EXERCISE BRIEF ▸ Sift the material for lines containing "that", and return them.

DATA SECTION ▸
=======

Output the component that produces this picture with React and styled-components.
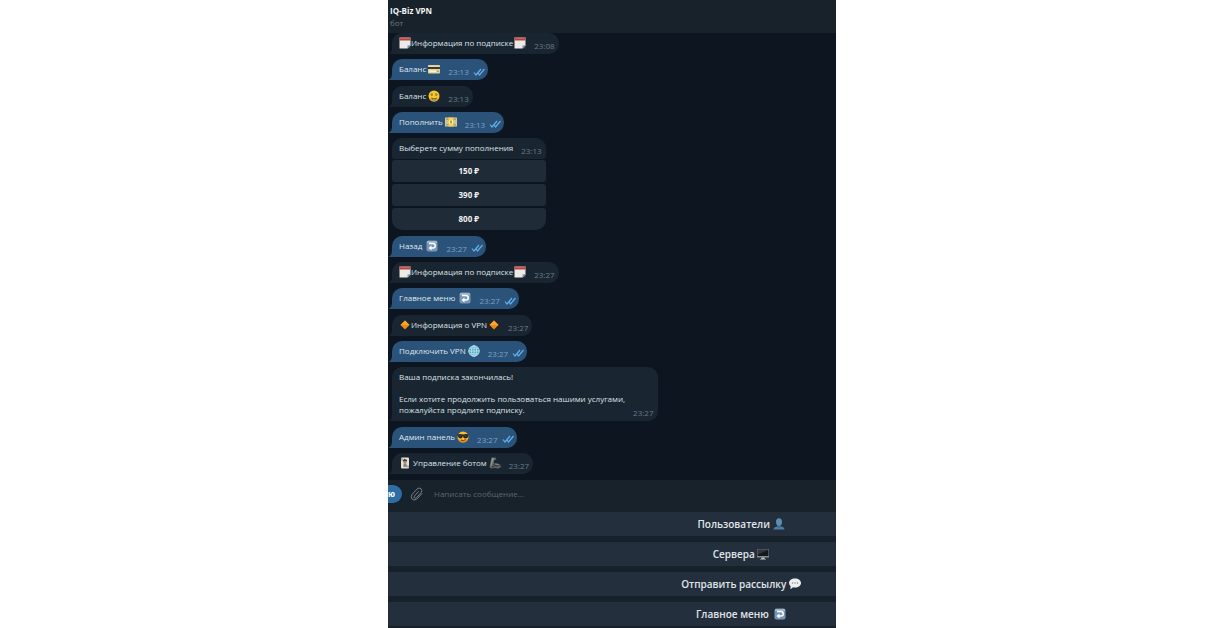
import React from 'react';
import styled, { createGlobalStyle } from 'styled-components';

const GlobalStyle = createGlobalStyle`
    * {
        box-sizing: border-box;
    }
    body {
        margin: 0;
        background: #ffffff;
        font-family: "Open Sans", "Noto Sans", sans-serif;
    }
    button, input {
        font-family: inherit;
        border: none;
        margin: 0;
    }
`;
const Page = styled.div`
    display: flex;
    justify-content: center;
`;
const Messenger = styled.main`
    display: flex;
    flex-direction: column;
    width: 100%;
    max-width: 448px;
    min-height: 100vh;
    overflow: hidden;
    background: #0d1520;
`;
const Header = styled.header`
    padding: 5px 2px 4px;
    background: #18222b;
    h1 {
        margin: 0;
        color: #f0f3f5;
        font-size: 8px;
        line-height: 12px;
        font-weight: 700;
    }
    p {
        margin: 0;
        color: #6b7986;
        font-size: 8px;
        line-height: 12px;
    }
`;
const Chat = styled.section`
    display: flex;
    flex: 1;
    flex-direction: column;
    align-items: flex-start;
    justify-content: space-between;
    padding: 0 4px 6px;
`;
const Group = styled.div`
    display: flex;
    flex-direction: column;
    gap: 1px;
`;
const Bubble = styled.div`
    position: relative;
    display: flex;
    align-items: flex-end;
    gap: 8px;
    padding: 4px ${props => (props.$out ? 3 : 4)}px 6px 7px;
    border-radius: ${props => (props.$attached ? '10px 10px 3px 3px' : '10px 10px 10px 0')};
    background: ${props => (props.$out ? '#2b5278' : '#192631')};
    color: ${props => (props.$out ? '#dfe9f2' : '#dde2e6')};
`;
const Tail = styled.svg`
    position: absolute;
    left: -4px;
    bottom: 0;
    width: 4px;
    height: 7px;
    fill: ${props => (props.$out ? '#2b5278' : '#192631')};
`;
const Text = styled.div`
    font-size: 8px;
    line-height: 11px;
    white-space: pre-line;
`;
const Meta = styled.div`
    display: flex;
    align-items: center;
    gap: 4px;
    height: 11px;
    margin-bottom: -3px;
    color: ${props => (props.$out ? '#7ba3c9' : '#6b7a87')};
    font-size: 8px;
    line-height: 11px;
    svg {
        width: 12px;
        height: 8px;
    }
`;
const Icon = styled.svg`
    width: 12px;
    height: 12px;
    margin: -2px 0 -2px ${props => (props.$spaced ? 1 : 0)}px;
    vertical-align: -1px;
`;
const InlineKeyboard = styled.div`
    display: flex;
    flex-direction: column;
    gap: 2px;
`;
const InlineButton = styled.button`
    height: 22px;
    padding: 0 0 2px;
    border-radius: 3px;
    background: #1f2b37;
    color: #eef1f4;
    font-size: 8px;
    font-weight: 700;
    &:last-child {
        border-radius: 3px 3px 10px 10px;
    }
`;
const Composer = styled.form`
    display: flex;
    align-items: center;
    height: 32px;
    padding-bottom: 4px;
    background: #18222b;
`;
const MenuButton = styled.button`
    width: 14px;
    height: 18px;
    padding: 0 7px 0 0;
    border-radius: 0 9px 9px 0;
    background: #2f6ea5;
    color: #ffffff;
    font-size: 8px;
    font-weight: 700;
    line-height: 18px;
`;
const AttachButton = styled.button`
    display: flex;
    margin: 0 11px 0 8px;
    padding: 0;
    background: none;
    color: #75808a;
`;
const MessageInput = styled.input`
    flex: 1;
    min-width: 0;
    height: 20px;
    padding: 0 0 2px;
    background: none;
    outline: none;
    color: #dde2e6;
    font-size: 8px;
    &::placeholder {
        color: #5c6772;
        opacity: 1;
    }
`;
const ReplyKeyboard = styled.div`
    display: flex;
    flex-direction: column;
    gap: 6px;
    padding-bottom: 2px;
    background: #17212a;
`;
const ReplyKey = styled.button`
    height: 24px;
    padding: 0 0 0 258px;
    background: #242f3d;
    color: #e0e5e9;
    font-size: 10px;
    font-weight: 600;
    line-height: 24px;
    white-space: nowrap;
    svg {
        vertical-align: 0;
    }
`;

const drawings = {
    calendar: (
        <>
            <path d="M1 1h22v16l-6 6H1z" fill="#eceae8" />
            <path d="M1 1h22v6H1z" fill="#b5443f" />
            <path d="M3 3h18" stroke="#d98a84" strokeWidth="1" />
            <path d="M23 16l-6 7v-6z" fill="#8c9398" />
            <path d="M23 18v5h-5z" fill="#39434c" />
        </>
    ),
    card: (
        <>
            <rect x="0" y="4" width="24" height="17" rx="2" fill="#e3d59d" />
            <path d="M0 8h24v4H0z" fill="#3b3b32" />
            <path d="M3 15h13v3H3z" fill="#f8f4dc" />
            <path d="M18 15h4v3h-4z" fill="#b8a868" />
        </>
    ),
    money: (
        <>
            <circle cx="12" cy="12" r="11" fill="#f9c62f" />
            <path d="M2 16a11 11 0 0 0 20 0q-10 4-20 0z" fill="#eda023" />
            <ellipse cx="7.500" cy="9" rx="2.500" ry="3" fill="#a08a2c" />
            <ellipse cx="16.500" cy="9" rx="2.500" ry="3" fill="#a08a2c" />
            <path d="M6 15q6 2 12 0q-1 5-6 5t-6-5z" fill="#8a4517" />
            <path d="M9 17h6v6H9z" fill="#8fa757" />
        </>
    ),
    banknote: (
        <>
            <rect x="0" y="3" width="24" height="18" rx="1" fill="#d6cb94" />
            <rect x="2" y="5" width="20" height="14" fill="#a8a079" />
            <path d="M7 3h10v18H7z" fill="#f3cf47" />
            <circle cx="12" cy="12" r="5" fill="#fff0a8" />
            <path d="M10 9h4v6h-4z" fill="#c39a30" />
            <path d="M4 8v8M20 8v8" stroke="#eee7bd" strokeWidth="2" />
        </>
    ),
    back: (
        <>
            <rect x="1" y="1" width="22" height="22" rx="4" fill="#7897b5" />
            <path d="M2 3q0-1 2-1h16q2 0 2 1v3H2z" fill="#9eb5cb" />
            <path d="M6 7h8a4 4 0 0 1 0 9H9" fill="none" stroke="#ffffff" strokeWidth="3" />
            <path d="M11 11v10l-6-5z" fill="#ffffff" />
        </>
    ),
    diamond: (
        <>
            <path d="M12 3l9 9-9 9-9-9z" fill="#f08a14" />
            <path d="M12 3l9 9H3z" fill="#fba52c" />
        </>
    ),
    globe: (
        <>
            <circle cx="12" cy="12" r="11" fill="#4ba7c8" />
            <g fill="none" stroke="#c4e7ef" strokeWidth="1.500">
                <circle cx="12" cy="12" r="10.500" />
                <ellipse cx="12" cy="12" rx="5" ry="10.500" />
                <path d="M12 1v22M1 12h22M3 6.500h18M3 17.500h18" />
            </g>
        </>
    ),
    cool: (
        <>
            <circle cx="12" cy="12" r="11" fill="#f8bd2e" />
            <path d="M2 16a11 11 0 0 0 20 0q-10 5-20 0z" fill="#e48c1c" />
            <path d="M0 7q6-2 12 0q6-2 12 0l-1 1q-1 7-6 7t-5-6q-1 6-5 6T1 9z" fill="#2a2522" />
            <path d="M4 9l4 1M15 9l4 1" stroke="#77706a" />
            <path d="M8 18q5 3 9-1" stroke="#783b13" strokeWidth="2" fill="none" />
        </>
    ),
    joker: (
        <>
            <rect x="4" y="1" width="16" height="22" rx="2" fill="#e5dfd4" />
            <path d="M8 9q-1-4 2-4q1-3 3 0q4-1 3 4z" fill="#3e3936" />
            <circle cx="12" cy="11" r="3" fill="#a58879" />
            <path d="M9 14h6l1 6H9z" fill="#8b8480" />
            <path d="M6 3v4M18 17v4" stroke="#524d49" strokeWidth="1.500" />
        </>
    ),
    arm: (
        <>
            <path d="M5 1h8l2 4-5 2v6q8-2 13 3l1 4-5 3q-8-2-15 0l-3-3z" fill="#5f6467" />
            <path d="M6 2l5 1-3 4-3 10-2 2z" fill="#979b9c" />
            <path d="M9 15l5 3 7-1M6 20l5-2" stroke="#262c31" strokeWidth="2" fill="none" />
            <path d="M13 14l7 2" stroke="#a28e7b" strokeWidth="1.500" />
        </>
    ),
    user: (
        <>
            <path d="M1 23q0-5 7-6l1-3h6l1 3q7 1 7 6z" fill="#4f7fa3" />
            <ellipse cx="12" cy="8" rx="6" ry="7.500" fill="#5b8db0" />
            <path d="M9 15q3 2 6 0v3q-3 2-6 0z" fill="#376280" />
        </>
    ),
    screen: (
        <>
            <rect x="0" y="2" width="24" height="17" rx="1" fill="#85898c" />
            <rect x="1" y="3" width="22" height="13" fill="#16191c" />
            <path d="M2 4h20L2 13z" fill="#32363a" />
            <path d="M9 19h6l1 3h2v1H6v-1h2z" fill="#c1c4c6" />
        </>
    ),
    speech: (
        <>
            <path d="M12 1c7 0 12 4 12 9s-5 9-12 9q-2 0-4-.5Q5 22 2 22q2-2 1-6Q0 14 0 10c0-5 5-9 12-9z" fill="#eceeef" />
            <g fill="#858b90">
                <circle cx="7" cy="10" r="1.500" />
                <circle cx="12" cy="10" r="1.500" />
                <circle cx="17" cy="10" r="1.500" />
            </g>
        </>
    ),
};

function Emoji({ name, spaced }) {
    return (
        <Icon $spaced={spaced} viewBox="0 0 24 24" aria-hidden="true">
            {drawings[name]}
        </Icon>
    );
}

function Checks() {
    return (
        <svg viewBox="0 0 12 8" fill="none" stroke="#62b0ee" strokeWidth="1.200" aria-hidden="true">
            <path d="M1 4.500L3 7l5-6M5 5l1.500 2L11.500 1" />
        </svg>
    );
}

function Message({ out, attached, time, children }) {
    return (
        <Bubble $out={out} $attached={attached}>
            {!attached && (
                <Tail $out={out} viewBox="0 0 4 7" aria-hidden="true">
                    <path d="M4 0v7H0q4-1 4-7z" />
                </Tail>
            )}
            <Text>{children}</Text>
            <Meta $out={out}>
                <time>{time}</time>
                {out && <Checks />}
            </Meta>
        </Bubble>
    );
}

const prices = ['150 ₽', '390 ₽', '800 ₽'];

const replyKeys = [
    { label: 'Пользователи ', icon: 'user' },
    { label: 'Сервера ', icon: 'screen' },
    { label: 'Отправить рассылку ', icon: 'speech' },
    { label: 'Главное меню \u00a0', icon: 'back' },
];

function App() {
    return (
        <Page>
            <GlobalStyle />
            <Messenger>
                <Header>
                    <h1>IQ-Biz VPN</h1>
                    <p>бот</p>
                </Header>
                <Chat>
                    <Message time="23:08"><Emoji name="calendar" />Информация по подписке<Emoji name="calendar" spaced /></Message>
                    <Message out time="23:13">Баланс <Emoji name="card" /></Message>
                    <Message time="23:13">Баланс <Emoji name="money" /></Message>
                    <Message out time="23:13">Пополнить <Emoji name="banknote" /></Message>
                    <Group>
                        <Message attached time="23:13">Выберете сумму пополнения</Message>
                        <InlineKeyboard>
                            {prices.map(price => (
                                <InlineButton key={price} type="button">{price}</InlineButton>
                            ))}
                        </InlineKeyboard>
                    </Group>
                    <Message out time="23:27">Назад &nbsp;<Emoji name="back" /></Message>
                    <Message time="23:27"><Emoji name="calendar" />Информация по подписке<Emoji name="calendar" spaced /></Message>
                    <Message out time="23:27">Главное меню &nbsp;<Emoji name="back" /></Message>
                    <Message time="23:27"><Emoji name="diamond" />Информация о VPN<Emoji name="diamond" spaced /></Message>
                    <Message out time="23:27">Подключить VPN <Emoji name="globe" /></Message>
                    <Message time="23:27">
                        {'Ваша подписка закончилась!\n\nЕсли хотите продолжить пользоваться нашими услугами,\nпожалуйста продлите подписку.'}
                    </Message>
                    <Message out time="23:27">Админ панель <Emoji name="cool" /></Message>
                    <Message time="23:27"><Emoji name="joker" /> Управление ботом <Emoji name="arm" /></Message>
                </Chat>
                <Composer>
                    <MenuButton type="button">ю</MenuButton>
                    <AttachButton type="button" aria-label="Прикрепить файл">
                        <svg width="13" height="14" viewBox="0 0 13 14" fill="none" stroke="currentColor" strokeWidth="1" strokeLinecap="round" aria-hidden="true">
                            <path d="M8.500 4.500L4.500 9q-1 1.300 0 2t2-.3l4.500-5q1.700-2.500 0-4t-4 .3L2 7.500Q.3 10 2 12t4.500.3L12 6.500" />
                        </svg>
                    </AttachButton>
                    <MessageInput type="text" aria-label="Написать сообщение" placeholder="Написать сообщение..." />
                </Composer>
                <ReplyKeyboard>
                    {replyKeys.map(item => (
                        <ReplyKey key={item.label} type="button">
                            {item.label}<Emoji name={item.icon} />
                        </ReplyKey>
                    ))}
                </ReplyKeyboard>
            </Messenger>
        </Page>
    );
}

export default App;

=======

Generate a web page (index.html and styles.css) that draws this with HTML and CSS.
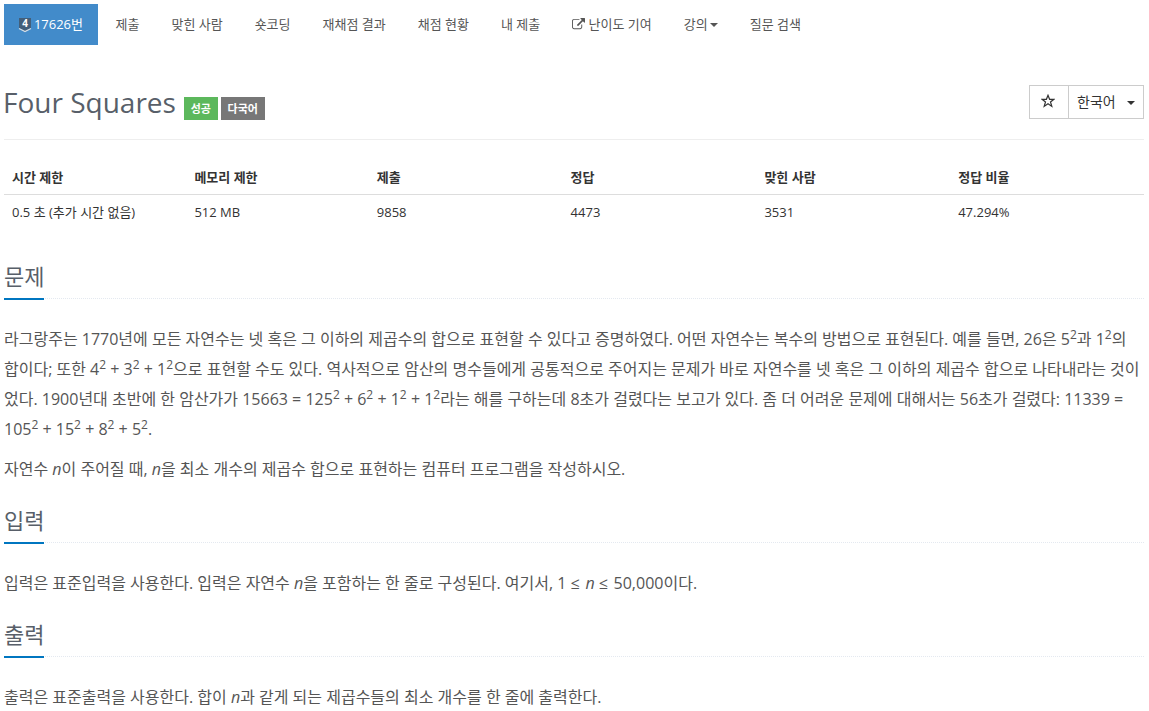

=======

TASK RESULT ▸
Output the component that produces this picture with React and styled-components.
Generate a web page (index.html and styles.css) that draws this with HTML and CSS.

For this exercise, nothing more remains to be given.